Cancelable Biometric Systems from Research to Reality


Biometric systems have become the most convenient and useful means of providing secure access and authentication. The evolution in the artificial intelligence and Internet of Things (IoT) has inflicted the biometric authentication technology to become an integral part of common mans’ life where he is able to imply controlled access over anything and everything ranging from mobile phone to bank locker all with the help of single touch. As this technology is soon gaining the status of ‘implied security’ with various commercial products and solutions entering the market, biometrics are soon becoming a kind of definitive identity credentials. It therefore becomes imperative to analyse the security loopholes and privacy concerns that come along with its widespread usage. Like any other system, biometric systems are also prone to attacks at various levels where an intruder is able to gain illegitimate access [1]. The implications arising from the loss of a biometric identity are more serious and far fetching as compared to the loss of a PIN/password [2]. Biometric identity once comprised cannot be used to safeguard another application. Storage of biometric information over centralised platform (server/cloud) makes them most vulnerable to hacking and other malicious activities. Covert tracing and tracking of individuals by cross-matching their biometric database is another privacy invading issue. The effect of biometric loss at some common and less secure application may affect its usability at some other security critical application.

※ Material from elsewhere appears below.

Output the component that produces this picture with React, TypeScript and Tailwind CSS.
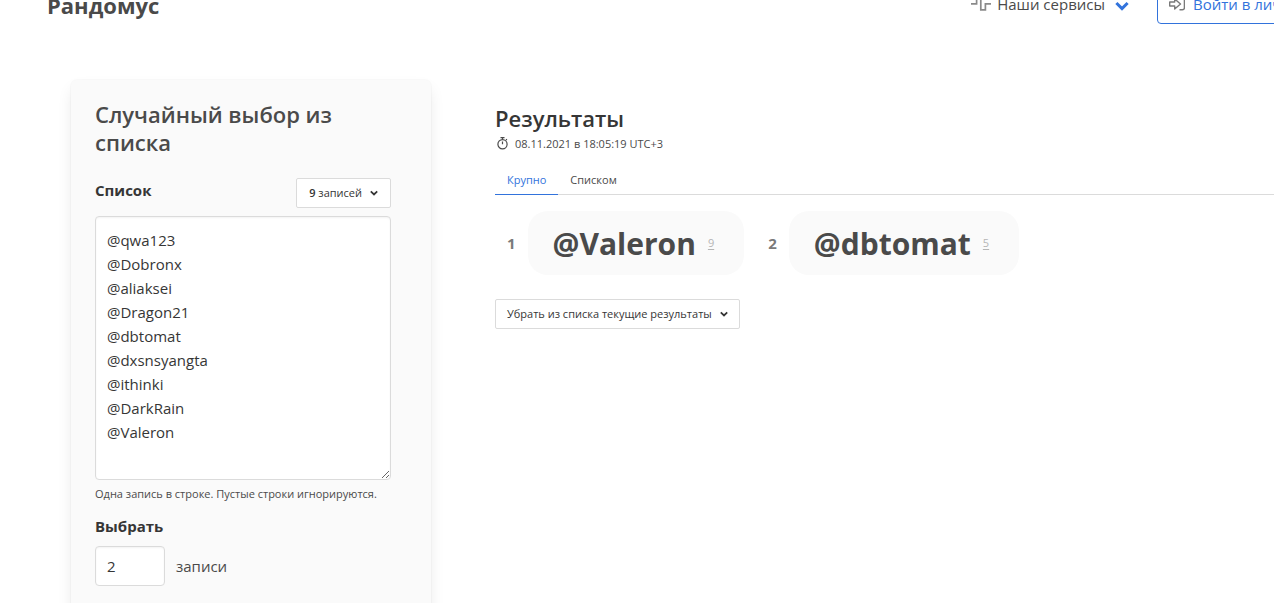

Biometric template protection suggests use of some auxiliary/helper data to transform the reference biometric into a new format to curb unintended use of biometric templates. At the same time, these transformed templates must not compromise the ability to identify/verify individuals, maintain discriminability as well as inter-user variability, and address various attack scenarios. Among biometric template protection techniques proposed in this regard, the most popular ones being, Biometric Cryptosystems (1996-1998) [3,4], Fuzzy Commitment and Fuzzy Vaults (1998-2004) [5,6], and Cancelable Biometrics (2001) [2]. While all the other techniques successfully imparted template protection, cancelable biometrics also imparted biometric templates with revocability, i.e., the ability to be cancelled and revoked like passwords. Apart from template protection, the concept of cancelable biometrics provides a useful mechanism of enhancing biometric data privacy. In biometrics, privacy refers to an individual’s personal control over the collection, use, and disclosure of recorded information about them, as well as an organisation’s responsibility for data protection and safeguarding of personally identifiable information in its custody or control. By enforcing use of only pseudo-biometric identity (PI) during authentication, cancelable biometrics prevents any unintended use, cross-matching, or learning any important personal information linked with a biometric template of a user such as gender, ethnicity, race, or medical information. Moreover, it links the template generation process with a user-specific token which adds as an extra security factor and provides more user control over the collection and use of his personal information. In spite of these very inspiring features which allow one to conveniently regenerate a new biometric template and enhance privacy and security, the technology has still not come into potential usage among masses. There has been tremendous research in this regard ever since 2001 to shape the design paradigms and address template protection requirements of the cancelable biometric system, yet its public interaction is still awaited.

This work aims to provide a situation awareness and preparedness for biometrics and deep learning application which are gaining significant public outreach in almost all applications requiring authentication [7]. This extension to smart technologies and applications expects to impact numerous other applications in near future. Section 7.2 presents an overview of the concept of biometric privacy offered by the cancelable biometric system. Various schemes proposed in the cancelable biometric domain are mentioned here. Recent advances of deep neural networks (DNN) in biometrics and biometric template protection are discussed in Section 7.3 with research alignments of DNN and cancelable biometrics followed by reporting of experimental outcomes of the discussed techniques in Section 7.4. Section 7.5 systematically outlines the implementation challenges for cancelable systems that prevent its practical usage in real life. Some design issues can be addressed if these two technologies can be merged for a greater experience, as concluded in Section 7.6.